Some retailers have invested a lot in the associate-minute metric, trying to understand what is the optimal amount of time a store associate should spend with a customer to maximize sales opportunities. But most of the implementations I’ve seen have focused only within the store interaction. What about the amount of time the employee spent with the customer who goes home and buys it? What about the amount of time the customer spent at home researching before they came into the store? What about the amount of time the employee spend fulfilling the order?

There is a point where customer engagement leads to more sales. But there is also a point where it leads to diminishing returns. How much time do your customers spend engaging with you, and at what point to you hit that wall of diminishing returns? What roles do stores play in those engagement minutes?

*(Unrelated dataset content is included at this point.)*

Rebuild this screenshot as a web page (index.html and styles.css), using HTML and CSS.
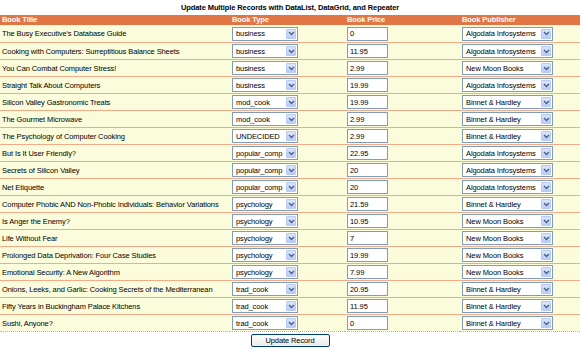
FILE: index.html
```html
<!DOCTYPE html>
<html lang="en">
<head>
    <meta charset="UTF-8">
    <title>Update Multiple Records</title>
    <link rel="stylesheet" href="styles.css">
</head>
<body>
    <h1 class="page-title">Update Multiple Records with DataList, DataGrid, and Repeater</h1>

    <table class="book-grid">
        <thead>
            <tr>
                <th class="col-title">Book Title</th>
                <th class="col-type">Book Type</th>
                <th class="col-price">Book Price</th>
                <th class="col-pub">Book Publisher</th>
            </tr>
        </thead>
        <tbody id="book-rows">
            <!-- rows filled by script below -->
        </tbody>
    </table>

    <div class="actions">
        <button class="update-btn">Update Record</button>
    </div>

<script>
    const books = [
        ["The Busy Executive's Database Guide", "business", "0", "Algodata Infosystems"],
        ["Cooking with Computers: Surreptitious Balance Sheets", "business", "11.95", "Algodata Infosystems"],
        ["You Can Combat Computer Stress!", "business", "2.99", "New Moon Books"],
        ["Straight Talk About Computers", "business", "19.99", "Algodata Infosystems"],
        ["Silicon Valley Gastronomic Treats", "mod_cook", "19.99", "Binnet & Hardley"],
        ["The Gourmet Microwave", "mod_cook", "2.99", "Binnet & Hardley"],
        ["The Psychology of Computer Cooking", "UNDECIDED", "2.99", "Binnet & Hardley"],
        ["But Is It User Friendly?", "popular_comp", "22.95", "Algodata Infosystems"],
        ["Secrets of Silicon Valley", "popular_comp", "20", "Algodata Infosystems"],
        ["Net Etiquette", "popular_comp", "20", "Algodata Infosystems"],
        ["Computer Phobic AND Non-Phobic Individuals: Behavior Variations", "psychology", "21.59", "Binnet & Hardley"],
        ["Is Anger the Enemy?", "psychology", "10.95", "New Moon Books"],
        ["Life Without Fear", "psychology", "7", "New Moon Books"],
        ["Prolonged Data Deprivation: Four Case Studies", "psychology", "19.99", "New Moon Books"],
        ["Emotional Security: A New Algorithm", "psychology", "7.99", "New Moon Books"],
        ["Onions, Leeks, and Garlic: Cooking Secrets of the Mediterranean", "trad_cook", "20.95", "Binnet & Hardley"],
        ["Fifty Years in Buckingham Palace Kitchens", "trad_cook", "11.95", "Binnet & Hardley"],
        ["Sushi, Anyone?", "trad_cook", "0", "Binnet & Hardley"]
    ];

    const arrow = '<span class="drop-arrow"><svg width="7" height="5" viewBox="0 0 7 5"><path d="M1 1 L3.5 3.5 L6 1" fill="none" stroke="#4d6185" stroke-width="1.4"/></svg></span>';

    const tbody = document.getElementById('book-rows');
    books.forEach(b => {
        const tr = document.createElement('tr');
        tr.innerHTML = `<td>${b[0].replace('&', '&amp;')}</td>
            <td><span class="fake-select type-select"><span class="sel-text">${b[1]}</span>${arrow}</span></td>
            <td><input class="price-input" type="text" value="${b[2]}"></td>
            <td><span class="fake-select pub-select"><span class="sel-text">${b[3].replace('&', '&amp;')}</span>${arrow}</span></td>`;
        tbody.appendChild(tr);
    });
</script>
</body>
</html>
```

FILE: styles.css
```css
/* Global Styles */
body {
    font-family: "Liberation Sans", Arial, sans-serif;
    font-size: 7.5px;
    letter-spacing: -0.1px;
    margin: 0;
    padding: 0;
    background-color: #fff;
    color: #000;
}

.page-title {
    font-size: 7.5px;
    font-weight: bold;
    text-align: center;
    margin: 0;
    height: 15px;
    line-height: 16px;
}

/* Grid */
.book-grid {
    width: 580px;
    border-collapse: collapse;
    table-layout: fixed;
}

.book-grid th {
    background-color: #e17644;
    color: #fff;
    font-weight: bold;
    text-align: left;
    height: 10px;
    line-height: 10px;
    padding: 0 2px;
}

.col-title { width: 226px; }
.col-type { width: 111px; }
.col-price { width: 111px; }

.book-grid td {
    background-color: #fbfcdc;
    height: 16px;
    padding: 0 2px;
    border-bottom: 1px solid #f2ab88;
    white-space: nowrap;
    overflow: hidden;
}

.book-grid tbody tr:first-child td {
    height: 17px;
}

.book-grid tbody tr:last-child td {
    border-bottom: 1px dotted #f0a07c;
}

/* Form controls */
.fake-select {
    display: flex;
    align-items: center;
    box-sizing: border-box;
    height: 14px;
    border: 1px solid #7f9db9;
    background-color: #fff;
    padding: 0 1px 0 3px;
}

.type-select { width: 66px; }
.pub-select { width: 91px; }

.sel-text {
    flex: 1;
    overflow: hidden;
    white-space: nowrap;
}

.drop-arrow {
    display: flex;
    align-items: center;
    justify-content: center;
    width: 10px;
    height: 10px;
    background: linear-gradient(#dbe6fd, #b9cdf8);
    border: 1px solid #b7c9f3;
    border-radius: 1px;
    box-sizing: border-box;
}

.price-input {
    display: block;
    box-sizing: border-box;
    width: 41px;
    height: 14px;
    border: 1px solid #7f9db9;
    font-family: "Liberation Sans", Arial, sans-serif;
    font-size: 7.5px;
    letter-spacing: -0.1px;
    padding: 0 2px;
    margin: 0;
}

.actions {
    text-align: center;
    padding-top: 2px;
}

.update-btn {
    font-family: "Liberation Sans", Arial, sans-serif;
    font-size: 7.5px;
    letter-spacing: -0.1px;
    width: 79px;
    height: 13px;
    padding: 0;
    border: 1px solid #003c74;
    border-radius: 2px;
    background: linear-gradient(#fefefe, #ebeae3);
    color: #000;
    cursor: pointer;
}
```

This metric also enables a breakdown to identify causal factors. If an employee is spending a lot of time with customers but not selling much, they need some sales training help. If a store is getting a lot of traffic and employees are spending less and less time with customers, they need sales help. If a store is spending more and more time fulfilling orders instead of helping the customers who walk through the door, they need more fulfillment staff. Where are the engagement minutes coming from, and where are they delivering value vs. detracting from value?

The Bottom Line

Traffic and sales per engagement-minutes put a lot more levers in your hands for driving store results than just comp sales. And it also starts redefining the store’s role – so that you can expand your recognition of the value delivered to consumers. It’s not just about capturing the transaction in a store. It’s about serving customers. Measuring comp sales completely ignores all that other value. In a world where the transaction can pretty much happen anywhere, stores need to be able to deliver a heck of a lot more than just transactions – and measurements should reflect that.